しかし、森駅に急行が停車しなくなると売上が減少していきました。このため阿部恵三男氏は1955年(昭和30年)に東京の百貨店での実演販売への参入を発案し、これを実施すると催事での売上が拡大しました。
そして1987年(昭和62年)8月に組織を株式会社化し、株式会社いかめし阿部商店を設立、商号を「いかめし阿部商店」に改めました。「レトルト」などは作らず、催事での実演販売を重視し、事業を展開した結果、百貨店や物産展での売上が90%を占めるまでになりました。京王百貨店(東京都新宿区)で毎年正月に開催されている「元祖有名駅弁と全国うまいもの大会」では、20世紀に行われた全35回のうち、32回で売上1位になるなど、大人気商品となりました。
しかし、コロナウイルス感染症(COVID-19)の流行によって、物産展や催事がなくなり、事業継続ができなくなったようです。2020年4月1日に本店登記を移転、2020年4月15日に再度移転(神奈川県横浜市中区)し、同じ名前の株式会社いかめし阿部商店、2代目法人を設立し事業譲渡すると、初代法人(株式会社いかめし阿部商店)は2020年5月15日に株式会社扇商店と商号を変更した上、会社解散を決議し、2020年8月26日に横浜地方裁判所から特別清算開始決定を受けました。
事業譲渡を受けた2代目法人は三印 三浦水産株式会社(さんじるし みうらすいさん、本社:北海道函館市、設立:1987年(昭和62年)1月23日、資本金:4,000万円、代表取締役社長:三浦貞子)の傘下に入り、2020年5月1日には今井麻椰氏が社長に就任しました。
紙に書いたレシピはなく、口承で伝えられているものの、作り方は昔から味は変わっていないそうです。生のイカの胴体に、生の国産のうるち米ともち米をブレンドして入れてボイルしているそうです。お湯で煮た後、タレで煮るそうですが、大鍋で一気に大量に煮るので、中にはタレが染みていないものもあるそうです。クレームになることもあるそうですが、見た目でタレが染みていないのも「いかめし」として正解なのだそうです。機械で作っていないため、ムラはあるものの、家庭料理のようなもので、飽きないのかもしれません。また、作る職人さんによって味付けも微妙に異なっているそうです。

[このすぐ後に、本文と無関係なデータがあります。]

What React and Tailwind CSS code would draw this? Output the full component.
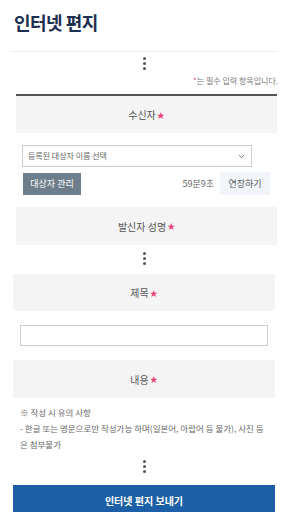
import { FiChevronDown } from 'react-icons/fi'

const font = { fontFamily: '"Noto Sans CJK KR", "Noto Sans", sans-serif' }

const Dots = ({ className = '' }) => (
  <div className={`flex flex-col items-center gap-[2px] ${className}`}>
    <span className="w-[3px] h-[3px] rounded-full bg-[#555]" />
    <span className="w-[3px] h-[3px] rounded-full bg-[#555]" />
    <span className="w-[3px] h-[3px] rounded-full bg-[#555]" />
  </div>
)

const Star = () => <span className="text-[#e9407a] text-[8px] ml-[1px]">★</span>

const Label = ({ children, className = '' }) => (
  <div
    className={`bg-[#f4f4f4] flex items-center justify-center text-[10px] text-[#555] ${className}`}
  >
    {children}
    <Star />
  </div>
)

const App = () => {
  return (
    <div className="w-[288px] h-[512px] overflow-hidden bg-white" style={font}>
      {/* title */}
      <div className="h-[51px] px-[14px] pt-[9px]">
        <h1 className="text-[18px] font-bold text-[#1d2f50] leading-[26px] tracking-[-0.5px]">
          인터넷 편지
        </h1>
      </div>
      <div className="mx-[12px] border-t border-[#ececec]" />

      <Dots className="mt-[5px]" />
      <p className="text-right pr-[10px] mt-[5px] text-[8px] text-[#777] leading-[12px]">
        <span className="text-[#e9407a]">*</span>는 필수 입력 항목입니다.
      </p>

      {/* receiver */}
      <div className="mt-[7px] mx-[16px] mr-[11px] border-t-2 border-[#555]">
        <Label className="h-[37px]">수신자</Label>
      </div>

      <div className="px-[22px] pr-[36px] mt-[12px]">
        <div className="h-[22px] border border-[#ccc] flex items-center justify-between px-[5px] text-[8px] text-[#666]">
          <span>등록된 대상자 이름 선택</span>
          <FiChevronDown className="text-[9px] text-[#444]" />
        </div>
      </div>
      <div className="flex items-center justify-between pl-[23px] pr-[18px] mt-[5px]">
        <button className="h-[22px] w-[58px] bg-[#6d7d8b] text-white text-[9px]">대상자 관리</button>
        <div className="flex items-center gap-[6px]">
          <span className="text-[9px] text-[#666]">59분9초</span>
          <button className="h-[23px] w-[50px] bg-[#f1f4f8] text-[9px] text-[#555]">연장하기</button>
        </div>
      </div>

      {/* sender */}
      <div className="mt-[12px] mx-[16px] mr-[11px]">
        <Label className="h-[38px]">발신자 성명</Label>
      </div>
      <Dots className="mt-[7px]" />

      {/* subject */}
      <div className="mt-[9px] mx-[13px]">
        <Label className="h-[37px]">제목</Label>
      </div>
      <div className="mx-[20px] mt-[14px] h-[21px] border border-[#ccc]" />

      {/* content */}
      <div className="mt-[14px] mx-[13px]">
        <Label className="h-[38px]">내용</Label>
      </div>

      <div className="px-[20px] mt-[6px] text-[8.5px] text-[#666] leading-[16px]">
        <p>※ 작성 시 유의 사항</p>
        <p>- 한글 또는 영문으로만 작성가능 하며(일본어, 아랍어 등 불가), 사진 등 은 첨부불가</p>
      </div>
      <Dots className="mt-[8px]" />

      <button className="mt-[12px] mx-[13px] w-[262px] h-[30px] bg-[#1b5fa6] text-white text-[10px] font-bold">
        인터넷 편지 보내기
      </button>
    </div>
  )
}

export default App
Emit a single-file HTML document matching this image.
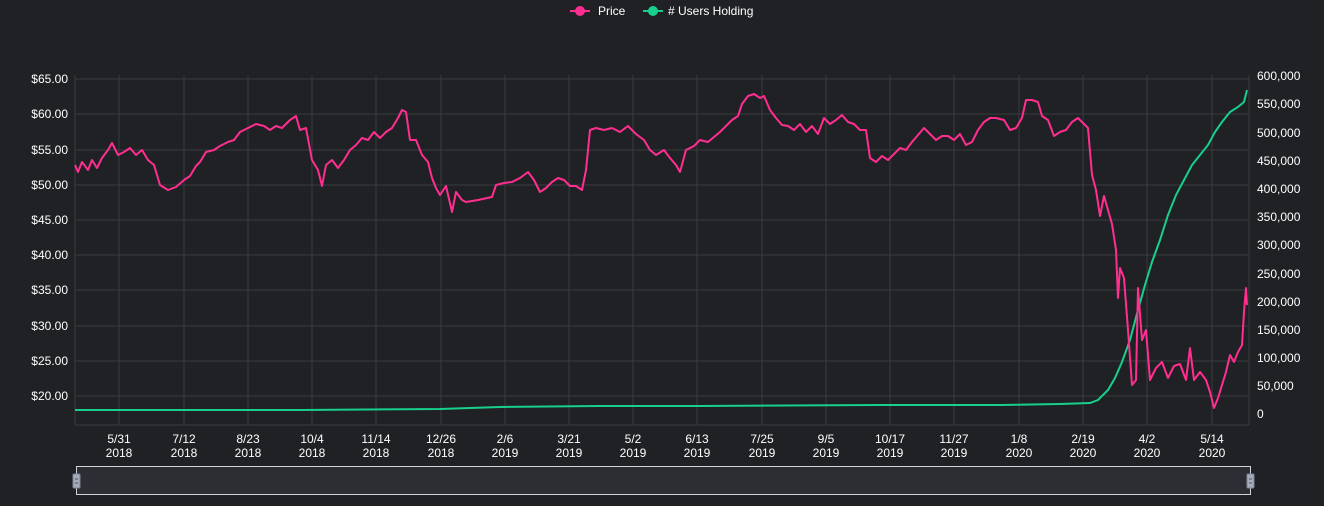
<!DOCTYPE html>
<html><head><style>
body{margin:0;background:#1f2125;width:1324px;height:501px;overflow:hidden;font-family:"Liberation Sans",Arial,sans-serif;}
svg text{font-family:"Liberation Sans",Arial,sans-serif;fill:#fff;font-size:12px}
</style></head><body>
<svg width="1324" height="501" viewBox="0 0 1324 501">
<g stroke="#3a3c40" stroke-width="1">
<line x1="75" y1="79" x2="1249" y2="79"/><line x1="75" y1="114" x2="1249" y2="114"/><line x1="75" y1="150" x2="1249" y2="150"/><line x1="75" y1="185" x2="1249" y2="185"/><line x1="75" y1="220" x2="1249" y2="220"/><line x1="75" y1="255" x2="1249" y2="255"/><line x1="75" y1="290" x2="1249" y2="290"/><line x1="75" y1="326" x2="1249" y2="326"/><line x1="75" y1="361" x2="1249" y2="361"/><line x1="75" y1="396" x2="1249" y2="396"/>
<line x1="119" y1="75" x2="119" y2="425"/><line x1="184" y1="75" x2="184" y2="425"/><line x1="248" y1="75" x2="248" y2="425"/><line x1="312" y1="75" x2="312" y2="425"/><line x1="376" y1="75" x2="376" y2="425"/><line x1="441" y1="75" x2="441" y2="425"/><line x1="505" y1="75" x2="505" y2="425"/><line x1="569" y1="75" x2="569" y2="425"/><line x1="633" y1="75" x2="633" y2="425"/><line x1="697" y1="75" x2="697" y2="425"/><line x1="762" y1="75" x2="762" y2="425"/><line x1="826" y1="75" x2="826" y2="425"/><line x1="890" y1="75" x2="890" y2="425"/><line x1="954" y1="75" x2="954" y2="425"/><line x1="1019" y1="75" x2="1019" y2="425"/><line x1="1083" y1="75" x2="1083" y2="425"/><line x1="1147" y1="75" x2="1147" y2="425"/><line x1="1212" y1="75" x2="1212" y2="425"/>
<line x1="75" y1="75" x2="75" y2="425"/><line x1="75" y1="425" x2="1249" y2="425"/><line x1="1249" y1="75" x2="1249" y2="425"/>
</g>
<g text-anchor="end">
<text x="68" y="83">$65.00</text><text x="68" y="118">$60.00</text><text x="68" y="154">$55.00</text><text x="68" y="189">$50.00</text><text x="68" y="224">$45.00</text><text x="68" y="259">$40.00</text><text x="68" y="294">$35.00</text><text x="68" y="330">$30.00</text><text x="68" y="365">$25.00</text><text x="68" y="400">$20.00</text>
</g>
<g>
<text x="1257" y="80">600,000</text><text x="1257" y="108">550,000</text><text x="1257" y="137">500,000</text><text x="1257" y="165">450,000</text><text x="1257" y="193">400,000</text><text x="1257" y="221">350,000</text><text x="1257" y="249">300,000</text><text x="1257" y="278">250,000</text><text x="1257" y="306">200,000</text><text x="1257" y="334">150,000</text><text x="1257" y="362">100,000</text><text x="1257" y="390">50,000</text><text x="1257" y="418">0</text>
</g>
<g text-anchor="middle">
<text x="119" y="443">5/31</text><text x="119" y="457">2018</text>
<text x="184" y="443">7/12</text><text x="184" y="457">2018</text>
<text x="248" y="443">8/23</text><text x="248" y="457">2018</text>
<text x="312" y="443">10/4</text><text x="312" y="457">2018</text>
<text x="376" y="443">11/14</text><text x="376" y="457">2018</text>
<text x="441" y="443">12/26</text><text x="441" y="457">2018</text>
<text x="505" y="443">2/6</text><text x="505" y="457">2019</text>
<text x="569" y="443">3/21</text><text x="569" y="457">2019</text>
<text x="633" y="443">5/2</text><text x="633" y="457">2019</text>
<text x="697" y="443">6/13</text><text x="697" y="457">2019</text>
<text x="762" y="443">7/25</text><text x="762" y="457">2019</text>
<text x="826" y="443">9/5</text><text x="826" y="457">2019</text>
<text x="890" y="443">10/17</text><text x="890" y="457">2019</text>
<text x="954" y="443">11/27</text><text x="954" y="457">2019</text>
<text x="1019" y="443">1/8</text><text x="1019" y="457">2020</text>
<text x="1083" y="443">2/19</text><text x="1083" y="457">2020</text>
<text x="1147" y="443">4/2</text><text x="1147" y="457">2020</text>
<text x="1212" y="443">5/14</text><text x="1212" y="457">2020</text>
</g>
<polyline fill="none" stroke="#18d08c" stroke-width="2" points="75,410 300,410 440,409 500,407 600,406 700,406 880,405 1000,405 1060,404 1090,403 1098,400 1108,390 1115,378 1122,362 1130,340 1138,310 1145,285 1152,262 1160,240 1168,215 1176,195 1184,180 1192,165 1200,155 1208,145 1215,132 1222,122 1230,112 1238,107 1244,102 1247,90"/>
<polyline fill="none" stroke="#ff2e8f" stroke-width="2" stroke-linejoin="round" points="75,165 78,172 82,162 88,170 92,160 97,168 102,158 108,150 112,143 118,155 124,152 130,148 136,155 142,150 148,160 154,165 160,185 168,190 176,187 184,180 190,176 196,166 200,162 206,152 214,150 220,146 228,142 234,140 240,132 248,128 256,124 264,126 270,130 276,126 282,128 290,120 296,116 300,130 306,128 312,160 318,170 322,186 326,165 332,160 338,168 344,160 350,150 356,145 362,138 368,140 374,132 380,138 386,132 392,128 398,118 402,110 406,112 410,140 416,140 422,155 428,162 432,178 436,188 440,195 446,186 452,212 456,192 462,200 466,202 478,200 492,197 496,185 504,183 512,182 520,178 528,172 534,180 540,192 546,188 552,182 558,178 564,180 570,186 576,186 582,190 586,170 590,130 596,128 604,130 612,128 620,132 628,126 636,134 644,140 650,150 656,155 664,150 670,158 676,165 680,172 686,150 694,146 700,140 708,142 714,137 720,132 726,126 732,120 738,116 742,104 748,96 754,94 760,98 764,96 770,110 776,118 782,125 788,126 794,130 800,124 806,132 812,126 818,134 824,118 830,124 836,120 842,115 848,122 854,124 860,130 866,130 870,158 876,162 882,156 888,160 894,154 900,148 906,150 912,142 918,135 924,128 930,134 936,140 942,136 948,136 954,140 960,134 966,145 972,142 978,130 984,122 990,118 996,118 1004,120 1010,130 1016,128 1022,118 1026,100 1032,100 1038,102 1042,116 1048,120 1054,136 1060,132 1066,130 1072,122 1078,118 1084,124 1088,128 1092,175 1096,190 1100,216 1104,196 1108,210 1112,224 1116,250 1118,298 1120,268 1124,278 1128,330 1132,385 1136,380 1138,288 1142,340 1146,330 1150,380 1156,368 1162,362 1168,378 1174,366 1180,364 1186,380 1190,348 1194,380 1200,372 1206,380 1210,392 1214,408 1218,398 1222,385 1226,372 1230,355 1234,362 1238,352 1242,345 1244,312 1246,288 1247,305"/>
<rect x="76.5" y="466.5" width="1174" height="28" fill="#2d2e33" stroke="#cfd3da" stroke-width="1"/>
<rect x="73" y="474" width="7" height="14" rx="1" fill="#a5adbd" stroke="#7d8595"/>
<rect x="1247" y="474" width="7" height="14" rx="1" fill="#a5adbd" stroke="#7d8595"/>
<line x1="1249" y1="479" x2="1252" y2="479" stroke="#555"/><line x1="1249" y1="483" x2="1252" y2="483" stroke="#555"/>
<line x1="75" y1="479" x2="78" y2="479" stroke="#555"/><line x1="75" y1="483" x2="78" y2="483" stroke="#555"/>
<line x1="570" y1="11" x2="590" y2="11" stroke="#ff2e8f" stroke-width="2"/><circle cx="580" cy="11" r="5" fill="#ff2e8f"/>
<text x="598" y="15">Price</text>
<line x1="643" y1="11" x2="663" y2="11" stroke="#18d08c" stroke-width="2"/><circle cx="653" cy="11" r="5" fill="#18d08c"/>
<text x="668" y="15"># Users Holding</text>
</svg>
</body></html>
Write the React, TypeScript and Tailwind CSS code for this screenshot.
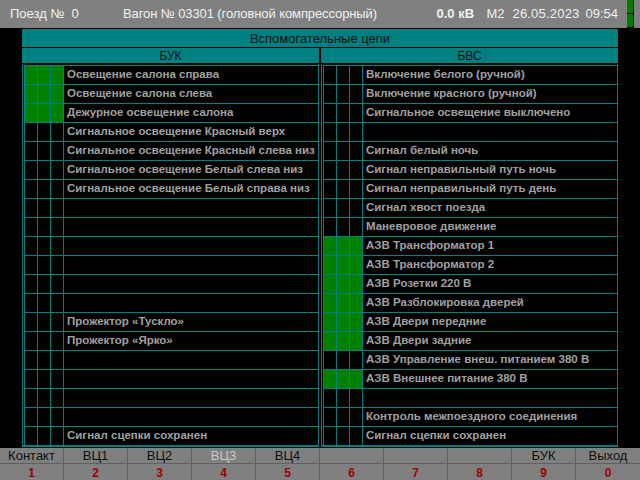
import React from "react";

type R = { on: boolean; label: string };

const left: R[] = [
  { on: true, label: "Освещение салона справа" },
  { on: true, label: "Освещение салона слева" },
  { on: true, label: "Дежурное освещение салона" },
  { on: false, label: "Сигнальное освещение Красный верх" },
  { on: false, label: "Сигнальное освещение Красный слева низ" },
  { on: false, label: "Сигнальное освещение Белый слева низ" },
  { on: false, label: "Сигнальное освещение Белый справа низ" },
  { on: false, label: "" },
  { on: false, label: "" },
  { on: false, label: "" },
  { on: false, label: "" },
  { on: false, label: "" },
  { on: false, label: "" },
  { on: false, label: "Прожектор «Тускло»" },
  { on: false, label: "Прожектор «Ярко»" },
  { on: false, label: "" },
  { on: false, label: "" },
  { on: false, label: "" },
  { on: false, label: "" },
  { on: false, label: "Сигнал сцепки сохранен" },
];

const right: R[] = [
  { on: false, label: "Включение белого (ручной)" },
  { on: false, label: "Включение красного (ручной)" },
  { on: false, label: "Сигнальное освещение выключено" },
  { on: false, label: "" },
  { on: false, label: "Сигнал белый ночь" },
  { on: false, label: "Сигнал неправильный путь ночь" },
  { on: false, label: "Сигнал неправильный путь день" },
  { on: false, label: "Сигнал хвост поезда" },
  { on: false, label: "Маневровое движение" },
  { on: true, label: "АЗВ Трансформатор 1" },
  { on: true, label: "АЗВ Трансформатор 2" },
  { on: true, label: "АЗВ Розетки 220 В" },
  { on: true, label: "АЗВ Разблокировка дверей" },
  { on: true, label: "АЗВ Двери передние" },
  { on: true, label: "АЗВ Двери задние" },
  { on: false, label: "АЗВ Управление внеш. питанием 380 В" },
  { on: true, label: "АЗВ Внешнее питание 380 В" },
  { on: false, label: "" },
  { on: false, label: "Контроль межпоездного соединения" },
  { on: false, label: "Сигнал сцепки сохранен" },
];

function Row({ r }: { r: R }) {
  return (
    <div className="flex h-[18px] gap-[1px]">
      {[0, 1, 2].map((i) => (
        <div key={i} className={r.on ? "w-[12px] bg-[#008000]" : "w-[12px] bg-black"} />
      ))}
      <div className="flex-1 bg-black flex items-center pl-[3px] text-[11.5px] font-bold text-[#a0a0a0] whitespace-nowrap overflow-hidden leading-none">
        {r.label}
      </div>
    </div>
  );
}

function Half({ title, rows }: { title: string; rows: R[] }) {
  return (
    <div className="w-[297px] flex flex-col bg-[#008080]">
      <div className="h-[15px] flex items-center justify-center text-[12px] text-[#101010] leading-none">{title}</div>
      <div className="h-[1px] bg-black" />
      <div className="pl-[1px] pr-[1px] pb-[2px]">
        <div className="bg-black pl-[1px] pt-[1px]">
          <div className="bg-[#008080] flex flex-col gap-[1px] pl-[1px] pt-[1px]">
            {rows.map((r, i) => (
              <Row key={i} r={r} />
            ))}
          </div>
        </div>
      </div>
    </div>
  );
}

const keys = [
  { t: "Контакт", n: "1" },
  { t: "ВЦ1", n: "2" },
  { t: "ВЦ2", n: "3" },
  { t: "ВЦ3", n: "4", dim: true },
  { t: "ВЦ4", n: "5" },
  { t: "", n: "6" },
  { t: "", n: "7" },
  { t: "", n: "8" },
  { t: "БУК", n: "9" },
  { t: "Выход", n: "0" },
];

export default function App() {
  return (
    <div className="w-[640px] h-[480px] bg-black overflow-hidden flex flex-col font-['Liberation_Sans',Arial,sans-serif]">
      <div className="flex h-[28px] shrink-0">
        <div className="w-[627px] bg-[#808080] flex items-center text-[13px] text-[#f0f0f0] whitespace-nowrap">
          <span className="ml-[10px] w-[113px]">Поезд №&nbsp;&nbsp;0</span>
          <span className="tracking-[-0.1px]">Вагон № 03301 (головной компрессорный)</span>
          <span className="ml-auto w-[50px] font-bold">0.0 кВ</span>
          <span className="w-[26px]">М2</span>
          <span className="w-[73px] tracking-[0.2px]">26.05.2023</span>
          <span className="mr-[9px]">09:54</span>
        </div>
        <div className="w-[6px] flex flex-col gap-[1px]">
          <div className="h-[13px] bg-[#008000]" />
          <div className="h-[13px] bg-[#008000]" />
        </div>
        <div className="w-[1px]" />
        <div className="w-[6px] bg-[#808080]" />
      </div>
      <div className="h-[1px] shrink-0" />
      <div className="ml-[22px] w-[596px] flex flex-col shrink-0">
        <div className="h-[18px] bg-[#008080] flex items-center justify-center text-[13px] text-[#101010] leading-none">
          Вспомогательные цепи
        </div>
        <div className="h-[1px] bg-black" />
        <div className="flex gap-[2px]">
          <Half title="БУК" rows={left} />
          <Half title="БВС" rows={right} />
        </div>
      </div>
      <div className="flex-1" />
      <div className="h-[32px] bg-[#808080] grid grid-cols-10 shrink-0">
        {keys.map((k, i) => (
          <div key={i} className={i < 9 ? "flex flex-col border-r border-[#606060]" : "flex flex-col"}>
            <div className={k.dim ? "h-[16px] flex items-center justify-center text-[13px] text-[#c8c8c8] border-b border-[#606060]" : "h-[16px] flex items-center justify-center text-[13px] text-[#101010] border-b border-[#606060]"}>
              {k.t}
            </div>
            <div className="flex-1 flex items-center justify-center text-[12px] font-bold text-[#a00000]">{k.n}</div>
          </div>
        ))}
      </div>
    </div>
  );
}
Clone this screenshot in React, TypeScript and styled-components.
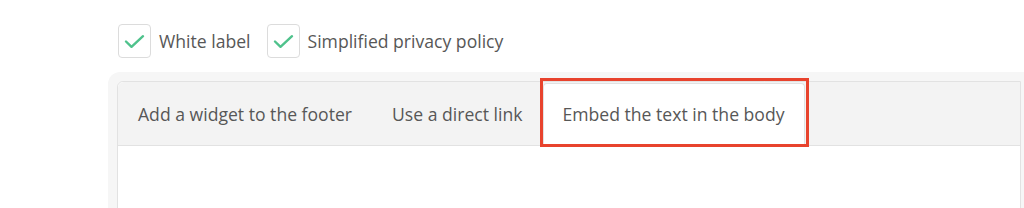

タレは作り置きせず、その都度作っているそうですが、配合はとても難しく、最終的には職人の舌で確認して決めるそうです。イカは煮ると半分くらいに縮んでしまうため、その時に使うイカのやわらかさ、厚みによっても配合を変えるそうです。煮てみて、イカのテカり具合を確認しながら醤油を足したりザラメを足したり、調整するそうです。イカの特性、温度、湿度など、様々な要素を考えて配合しないと、納得できる味にはならないそうです。「秘伝のタレ」があるのではなく、このような作業のノウハウ、代々、受け継がれている秘伝なのだそうです。